Sainsbury’s has made a £1bn move to buy Home Retail Group, the owner of Argos and Homebase, as it seeks to strengthen its business against the rise of the discounters and Amazon, reports The Guardian.
The supermarket group said it had made an approach to Home Retail in November, but its proposal was rejected last month.
Sainsbury’s, which has Argos outlets in a handful of its stores, said it was now considering its position. Under takeover rules, the retailer has until 5pm on 2 February to either announce a firm intention to bid or to withdraw.
Shares in Home Retail Group soared 41% to 139.3p after the supermarket put out a statement on Tuesday, valuing the group at £1.1bn. However, shares in Sainsbury’s fell by almost 5%, to 242p, as investors feared the supermarket would be distracted in the midst of tough grocery market conditions.
Sainsbury’s, which was forced to put out a statement by the Takeover Panel, a City regulator, after a spike in Home Retail Group’s share price, said its board believed a combination of the two groups would be “an attractive proposition for the customers and shareholders of both companies, establishing a platform for long-term value creation”.
It added that the two businesses had complementary product offers which they would be able to deliver to shoppers at home or for pick-up in stores. It is understood that Sainsbury’s is interested in Argos’s delivery network and IT systems which it believes will help it take on Amazon, the US online retailer which is increasing its presence in the UK grocery market.
Home Retail, which is scheduled to release trading figures next Thursday, said it had rejected Sainsbury’s approach because it “undervalued Home Retail Group and its long-term prospects”.
Sainsbury’s bid comes at a time when all the UK’s major supermarket chains are under pressure as people increasingly buy their weekly shop online or pick up groceries from small neighbourhood stores. The rapid growth of discounters Aldi and Lidl has generated a price war, slashing supermarket profits.

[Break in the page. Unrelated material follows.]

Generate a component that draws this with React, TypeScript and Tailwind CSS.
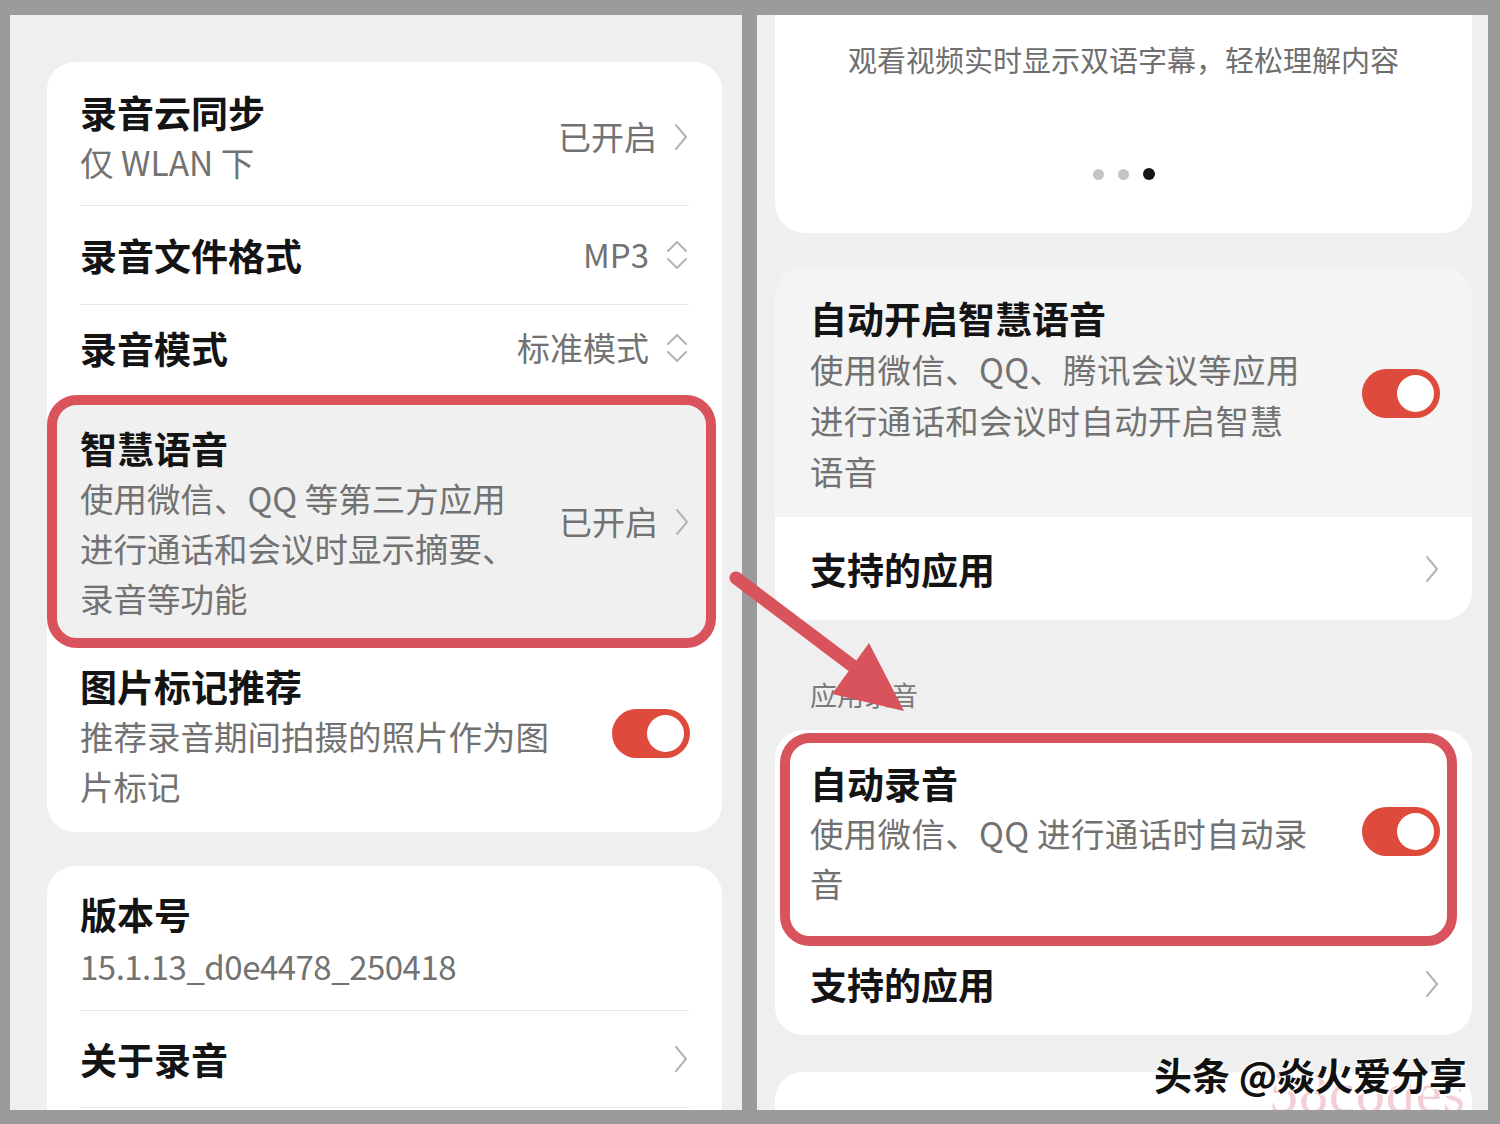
import React from 'react'

const FONT = "font-['Noto_Sans_CJK_SC',sans-serif]"

function ChevronRight() {
  return (
    <svg width="16" height="30" viewBox="0 0 16 30" fill="none">
      <path d="M3 3 L13 15 L3 27" stroke="#b4b4b4" strokeWidth="2" strokeLinecap="round" strokeLinejoin="round" />
    </svg>
  )
}

function UpDown() {
  return (
    <svg width="24" height="36" viewBox="0 0 24 36" fill="none">
      <path d="M3 14 L12 5 L21 14" stroke="#b4b4b4" strokeWidth="2" strokeLinecap="round" strokeLinejoin="round" />
      <path d="M3 22 L12 31 L21 22" stroke="#b4b4b4" strokeWidth="2" strokeLinecap="round" strokeLinejoin="round" />
    </svg>
  )
}

function Toggle() {
  return (
    <div className="flex h-[49px] w-[78px] shrink-0 items-center justify-end rounded-full bg-[#de4a3b] pr-[6px]">
      <div className="h-[37px] w-[37px] rounded-full bg-white" />
    </div>
  )
}

function Title({ children }: { children: React.ReactNode }) {
  return <div className="text-[37px] leading-[50px] font-semibold text-[#141414]">{children}</div>
}

function Desc({ lines }: { lines: string[] }) {
  return (
    <div className="text-[33.5px] leading-[50px] text-[#727272]">
      {lines.map((l) => (
        <div key={l}>{l}</div>
      ))}
    </div>
  )
}

function Value({ text, icon }: { text: string; icon: 'chevron' | 'updown' }) {
  return (
    <div className="flex items-center gap-[16px] text-[33px] text-[#727272]">
      <span>{text}</span>
      {icon === 'chevron' ? <ChevronRight /> : <UpDown />}
    </div>
  )
}

function Divider() {
  return <div className="mx-[33px] h-px bg-[#e9e9e9]" />
}

function LeftPanel() {
  return (
    <div className="flex h-[1095px] w-[732px] shrink-0 flex-col gap-[34px] overflow-hidden bg-[#efefef] pt-[47px] pl-[37px] pr-[20px]">
      {/* settings card */}
      <div className="overflow-hidden rounded-[28px] bg-white">
        <div className="flex h-[143px] items-center justify-between px-[33px] pt-[6px]">
          <div>
            <Title>录音云同步</Title>
            <div className="text-[33.5px] leading-[50px] text-[#727272]">仅 WLAN 下</div>
          </div>
          <Value text="已开启" icon="chevron" />
        </div>
        <Divider />
        <div className="flex h-[98px] items-center justify-between px-[33px]">
          <Title>录音文件格式</Title>
          <Value text="MP3" icon="updown" />
        </div>
        <Divider />
        <div className="flex h-[90px] items-center justify-between px-[33px] pb-[4px]">
          <Title>录音模式</Title>
          <Value text="标准模式" icon="updown" />
        </div>

        {/* highlighted row */}
        <div className="mr-[6px] flex h-[253px] items-center justify-between rounded-[30px] border-[10px] border-[#d8535b] bg-[#f0f0f0] pl-[23px] pr-[16px]">
          <div className="pt-[2px]">
            <Title>智慧语音</Title>
            <Desc lines={['使用微信、QQ 等第三方应用', '进行通话和会议时显示摘要、', '录音等功能']} />
          </div>
          <Value text="已开启" icon="chevron" />
        </div>

        <div className="flex h-[184px] items-start justify-between px-[33px] pt-[13px]">
          <div>
            <Title>图片标记推荐</Title>
            <Desc lines={['推荐录音期间拍摄的照片作为图', '片标记']} />
          </div>
          <div className="mt-[48px] mr-[-1px]">
            <Toggle />
          </div>
        </div>
      </div>

      {/* about card */}
      <div className="flex-1 rounded-t-[28px] bg-white">
        <div className="h-[144px] px-[33px] pt-[23px]">
          <Title>版本号</Title>
          <div className="mt-[2px] text-[33px] leading-[50px] tracking-[-0.5px] text-[#727272]">15.1.13_d0e4478_250418</div>
        </div>
        <Divider />
        <div className="flex h-[96px] items-center justify-between px-[33px]">
          <Title>关于录音</Title>
          <ChevronRight />
        </div>
        <Divider />
      </div>
    </div>
  )
}

function RightPanel() {
  return (
    <div className="relative flex h-[1095px] w-[731px] shrink-0 flex-col overflow-hidden bg-[#efefef] pl-[18px] pr-[16px]">
      {/* feature carousel card */}
      <div className="flex h-[218px] flex-col items-center rounded-b-[30px] bg-white pt-[24px]">
        <div className="text-[29px] leading-[40px] text-[#6f6f6f]">观看视频实时显示双语字幕，轻松理解内容</div>
        <div className="mt-[89px] flex items-center gap-[14px]">
          <div className="h-[11px] w-[11px] rounded-full bg-[#c4c4c4]" />
          <div className="h-[11px] w-[11px] rounded-full bg-[#c4c4c4]" />
          <div className="h-[12px] w-[12px] rounded-full bg-[#161616]" />
        </div>
      </div>

      {/* smart voice card */}
      <div className="mt-[35px] overflow-hidden rounded-[28px]">
        <div className="flex h-[249px] items-center justify-between bg-[#f4f4f4] pl-[35px] pr-[32px]">
          <div className="pt-[4px]">
            <Title>自动开启智慧语音</Title>
            <div className="text-[33.5px] leading-[51px] tracking-[0.3px] text-[#727272]">
              <div>使用微信、QQ、腾讯会议等应用</div>
              <div>进行通话和会议时自动开启智慧</div>
              <div>语音</div>
            </div>
          </div>
          <div className="mt-[2px]">
            <Toggle />
          </div>
        </div>
        <div className="flex h-[103px] items-center justify-between bg-white pl-[35px] pr-[32px]">
          <Title>支持的应用</Title>
          <ChevronRight />
        </div>
      </div>

      <div className="flex h-[110px] items-end pb-[17px] pl-[35px] text-[27px] leading-[36px] text-[#7a7a7a]">应用录音</div>

      {/* app recording card */}
      <div className="overflow-hidden rounded-[28px] bg-white pt-[3px]">
        <div className="ml-[5px] mr-[15px] flex h-[213px] items-center justify-between rounded-[30px] border-[10px] border-[#d8535b] bg-white pl-[20px] pr-[7px]">
          <div className="pb-[14px]">
            <Title>自动录音</Title>
            <div className="text-[33.5px] leading-[50px] tracking-[0.3px] text-[#727272]">
              <div>使用微信、QQ 进行通话时自动录</div>
              <div>音</div>
            </div>
          </div>
          <div className="mb-[16px]">
            <Toggle />
          </div>
        </div>
        <div className="flex h-[89px] items-center justify-between pb-[14px] pl-[35px] pr-[32px]">
          <Title>支持的应用</Title>
          <ChevronRight />
        </div>
      </div>

      <div className="mt-[37px] flex-1 rounded-t-[28px] bg-white" />

      {/* watermarks */}
      <div className="absolute left-[512px] top-[1046px] font-['Liberation_Serif',serif] text-[58px] leading-[64px] tracking-[1px] text-[#e4a1aa] opacity-50">
        58codes
      </div>
      <div className="absolute left-[397px] top-[1036px] text-[38px] leading-[46px] font-semibold text-[#111] [text-shadow:2px_2px_0_#fff,-1px_-1px_0_#fff]">
        头条 @焱火爱分享
      </div>
    </div>
  )
}

export default function App() {
  return (
    <div className={`relative flex h-[1124px] w-[1500px] gap-[15px] overflow-hidden bg-[#9b9b9b] pt-[15px] pl-[10px] ${FONT}`}>
      <LeftPanel />
      <RightPanel />

      {/* annotation arrow */}
      <svg className="pointer-events-none absolute left-0 top-0" width="1500" height="1124" viewBox="0 0 1500 1124">
        <line x1="736" y1="578" x2="858" y2="670" stroke="#d8535b" strokeWidth="13" strokeLinecap="round" />
        <polygon points="904,711 869,643 832,694" fill="#d8535b" />
      </svg>
    </div>
  )
}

Tony Shiret, an analyst at Haitong Research, said Home Retail shareholders would “be biting their arm off” if the supermarket made a firm offer of 130p a share or more. But he said the cash and stock bid lacked business logic and this should deter J Sainsbury shareholders.
“It seems like a desperate move from Sainsbury’s. Were they sipping the Christmas sherry early? This would be a distraction for them. They would be buying a retailer in very difficult markets requiring a huge amount of management time,” Shiret said.
Veteran retail analyst Richard Hyman agreed: “In my view, this deal and trying to make it work, has more potential to hinder than to help.”
Analysts at investment bank Investec said Home Retail could be worth as much as £1.45bn, or 180p a share, and an attempted bid was no surprise given its low stock market value.
However, Scott Ransley, analyst at stockbroker Stifel, said: “We are surprised Home Retail’s board rejected the approach, particularly given the credibility of the buyer.”
Sainsbury’s said a tie-up would “create a food and non-food retailer of choice”, with a strong presence in food, grocery, clothing, homewares, toys, stationery, electricals, furniture and other general merchandise.
The two businesses would be able to save costs by combining stores and operations, according to Sainsbury’s. The supermarket group said it could sell its products via Argos’s network as well as install more Argos outlets in its supermarkets.
Sainsbury’s owned Homebase until 2000, when it sold most of its stake in the DIY chain to the private equity group Permira, in a £750m deal. The chain was then sold on to GUS, a former incarnation of Home Retail Group, in 2002.
Argos operates about 10 outlets in Sainsbury’s stores, after the two companies agreed to work together a year ago. The supermarket group brought in Argos to take up under-utilised space alongside other retail partners including Timpson shoe repair and Jessops, the camera shop.
Rumours of a bid for Home Retail have been circulating since November after the company issued a profit warning ahead of the Black Friday discount day. Shares dived 16%, wiping £200m off the value retailer in October as Home Retail said it could not be sure whether the millions it had invested in a new same-day delivery service for Argos, including new vans and a high-profile advertising campaign, would bear fruit.
Since then, Argos has faced heavy criticism from shoppers as its distribution network and website struggled to cope with demand in the run up to Christmas.
A number of private equity firms were thought to be considering an offer for the Argos and Homebase owner. French DIY chain Leroy Merlin and a former boss of the Garden Centre Group, Nicholas Marshall, were both said to be eyeing a bid for Homebase alone.
Sainsbury’s did not refer to gaining a position in the DIY and garden centre market in its statement on the rationale for the bid, with analysts suggesting the supermarket might consider a side deal to offload it.
Analysts said Sainsbury’s might close dozens of Argos outlets, or consider turning them into convenience stores or part of its Netto discounter chain if the deal went ahead.